Well, so Christine O'Donnell is an extremist. That is what our Democratic friends want voters to believe. I guess that's what you get when you run seminars on the women in Lord of the Rings.
But if you chaps want extremism how about this?
In the United States there's a party that champions a program to force every worker to pay a tax amounting to 15 percent of their wages. At the end of 40 years the government pays the worker a "benefit" every month, as the mood takes it, until the worker dies. The money belongs to the government. All told, these government pension programs costs $1 trillion per year. And the government pension programs will all go broke in the next 30 years. Of course, if you'd paid 15 percent of your wages into a bank account, you could have lived off the interest and passed the principal on to your children. How extreme is that?
Here's another example of the extremism that we just take for granted.
The government forces every senior citizen to belong to a government health care program which yields a crazy quilt of benefits and puts the government in between seniors and their doctors. Combined with other government health care programs, it costs about $1.1 trillion a year, and there is no money to pay the benefits in the out years. Based on current taxation levels, we are short something like $30 trillion to pay the benefits promised by the government to seniors over the next generation. Of course, seniors could decide to look after their own health care, since seniors, in general, are the richest Americans. That means something at a time when young people are hurting badly in the Great Recession, and, when they have jobs, pay the taxes for all this and have children to raise and mortgages to pay. How extreme is that?
We have extremist education too.
The government forces every parent to send their children to a government child-custodial facility from age 7 to 16. It costs about $1.0 trillion a year. After the government has held these children in custody for ten years here is the result. On adult literacy, about 15 percent of Americans are "below basic," which is a polite word for functionally illiterate. About 50 percent of kids entering college require remedial courses. How extreme is that?

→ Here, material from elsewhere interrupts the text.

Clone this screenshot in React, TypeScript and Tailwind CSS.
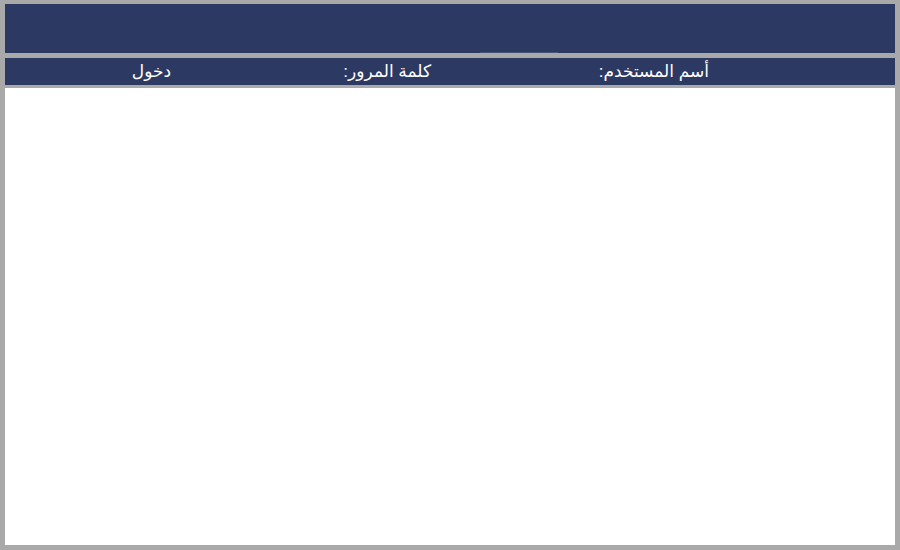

Here's another extreme situation.
The government forces everyone to pay for their vast establishment of programs for the relief of the poor. The result is a vast underclass, the utter collapse of the family among low-income Americans, and a stealth gray area of people on disability pensions. But this program is cheap. It only costs about $0.75 trillion a year.
For a generation at least, conservative Americans have been agitating to reform these programs, to reduce their reckless overpromising, and to reform their administrative failures. But a certain party, filled with extremists, has demonized every attempt at reform.
Who cares, you might say? Conservative Americans are prudent, careful people who will survive when the balloon goes up and the government defaults on its promises. Why should we care?
Well, the truth is we do care. We don't want the clients of the Democratic Party to wake up one day and find that the party's over and that, as they say in Eastern Europe, they'll be reduced to eating the paint off the walls. We want the folks on government programs to live decent, dignified lives.
We just believe that you can't have dignity when your life depends on some politician bringing home the bacon. There's a word for that kind of society. Feudal.